Problem requirements
Give back exactly the lines from the beginning of the listing below to the line holding "const [email, setEmail] = useState('');", both ends included; the pictures stay out.

Recorded information
────────────────

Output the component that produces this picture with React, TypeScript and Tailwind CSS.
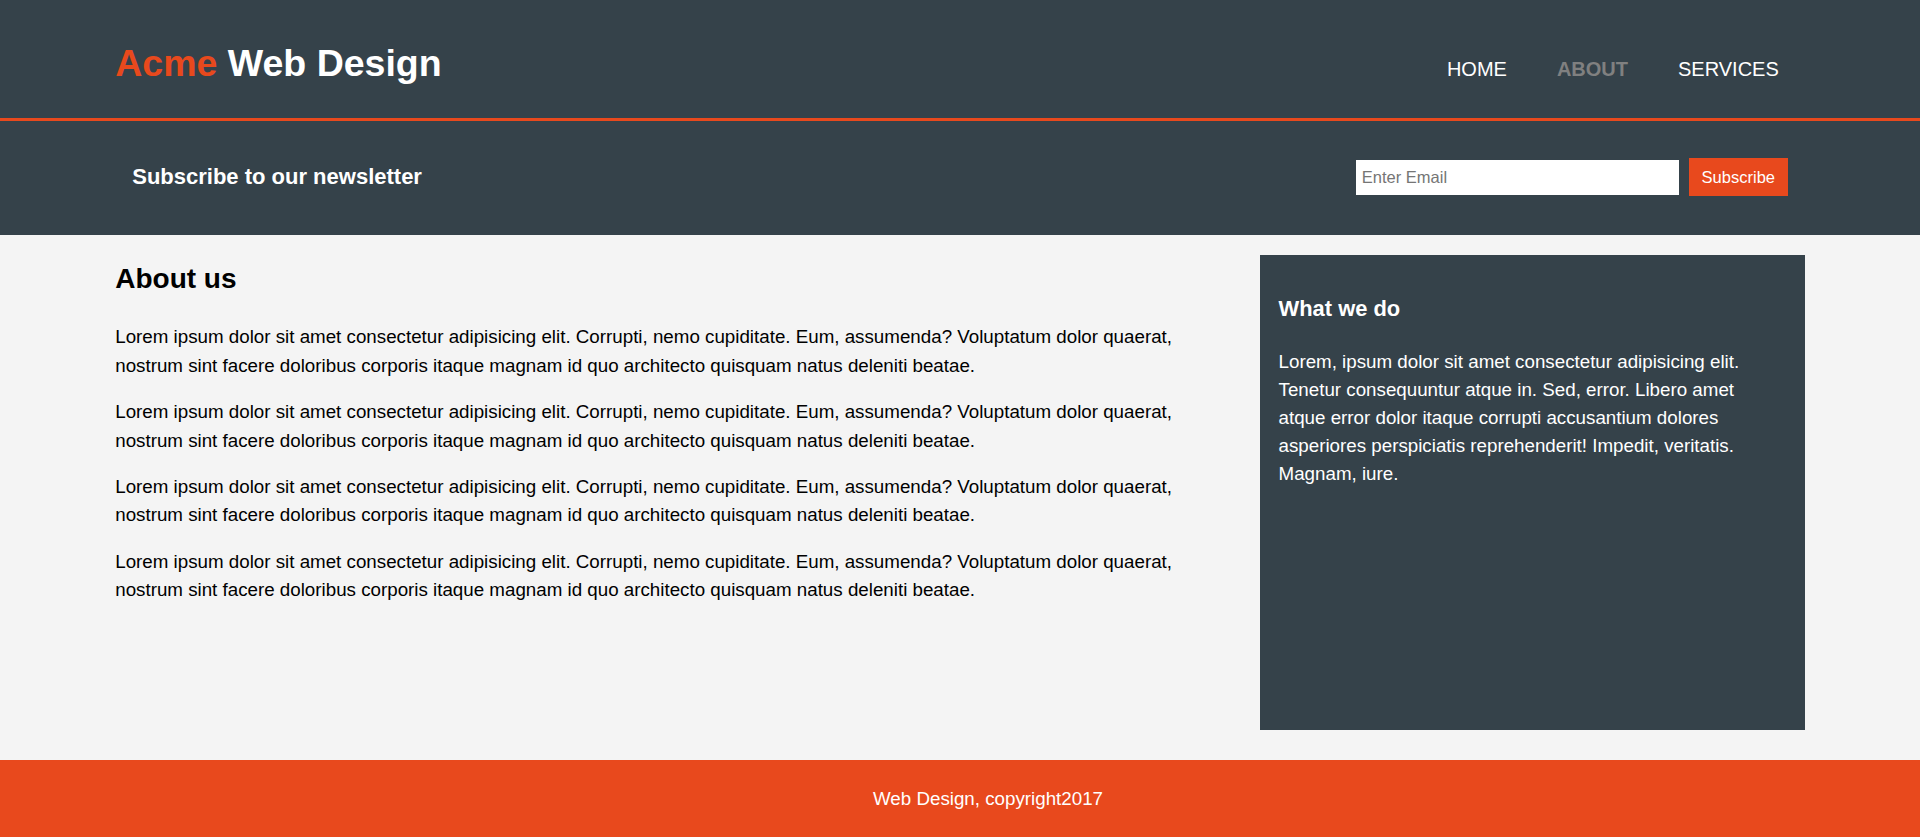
import { useState } from 'react';

const lorem =
    'Lorem ipsum dolor sit amet consectetur adipisicing elit. Corrupti, nemo cupiditate. Eum, assumenda? Voluptatum dolor quaerat, nostrum sint facere doloribus corporis itaque magnam id quo architecto quisquam natus deleniti beatae.';

export default function App() {
    const [email, setEmail] = useState('');

    return (
        <div className="min-h-screen bg-[#f4f4f4] font-['Liberation_Sans',Arial,sans-serif] text-[18.75px] leading-[28.1px] text-black">
            {/* Header */}
            <header className="bg-[#35424a] border-b-[3px] border-[#e8491d] text-white">
                <div className="w-[88%] mx-auto h-[118px] flex justify-between items-start">
                    <h1 className="mt-[45px] text-[37.5px] leading-none font-bold">
                        <span className="text-[#e8491d]">Acme</span> Web Design
                    </h1>
                    <nav className="mt-[59px]">
                        <ul className="flex text-[20px] leading-none uppercase">
                            <li className="px-[25px]"><a href="#">Home</a></li>
                            <li className="px-[25px] font-bold text-[#808080]"><a href="#">About</a></li>
                            <li className="px-[25px] pr-[26px]"><a href="#">Services</a></li>
                        </ul>
                    </nav>
                </div>
            </header>

            {/* Newsletter */}
            <section className="bg-[#35424a] text-white">
                <div className="w-[88%] mx-auto h-[114px] px-[17px] flex justify-between items-center">
                    <h1 className="text-[22px] leading-none font-bold mb-[3px]">Subscribe to our newsletter</h1>
                    <form className="flex items-center gap-[10px] mb-[2px]" onSubmit={(e) => e.preventDefault()}>
                        <input
                            type="email"
                            value={email}
                            onChange={(e) => setEmail(e.target.value)}
                            placeholder="Enter Email"
                            className="w-[323px] h-[35px] px-[6px] bg-white text-black text-[16.5px] outline-none placeholder:text-[#757575]"
                        />
                        <button type="submit" className="w-[99px] h-[38px] bg-[#e8491d] text-white text-[16.5px] leading-none">
                            Subscribe
                        </button>
                    </form>
                </div>
            </section>

            {/* Main */}
            <section className="w-[88%] mx-auto flex justify-between items-start">
                <article className="w-[1098px] pt-[29.6px]">
                    <h1 className="text-[28px] leading-none font-bold mb-[30.9px]">About us</h1>
                    {[0, 1, 2, 3].map((i) => (
                        <p key={i} className="mb-[18.75px]">{lorem}</p>
                    ))}
                </article>
                <aside className="w-[545px] h-[475px] mt-[19.5px] mb-[30.5px] bg-[#35424a] text-white px-[18.75px] pt-[43.3px]">
                    <h3 className="text-[21.9px] leading-none font-bold mb-[27.8px]">What we do</h3>
                    <p>
                        Lorem, ipsum dolor sit amet consectetur adipisicing elit. Tenetur consequuntur atque in. Sed, error.
                        Libero amet atque error dolor itaque corrupti accusantium dolores asperiores perspiciatis
                        reprehenderit! Impedit, veritatis. Magnam, iure.
                    </p>
                </aside>
            </section>

            {/* Footer */}
            <footer className="bg-[#e8491d] text-white text-center pt-[25px] pb-[25px] pl-[56px]">
                <p>Web Design, copyright2017</p>
            </footer>
        </div>
    );
}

────────────────

Solution to this problem
Output the component that produces this picture with React, TypeScript and Tailwind CSS.
import { useState } from 'react';

const lorem =
    'Lorem ipsum dolor sit amet consectetur adipisicing elit. Corrupti, nemo cupiditate. Eum, assumenda? Voluptatum dolor quaerat, nostrum sint facere doloribus corporis itaque magnam id quo architecto quisquam natus deleniti beatae.';

export default function App() {
    const [email, setEmail] = useState('');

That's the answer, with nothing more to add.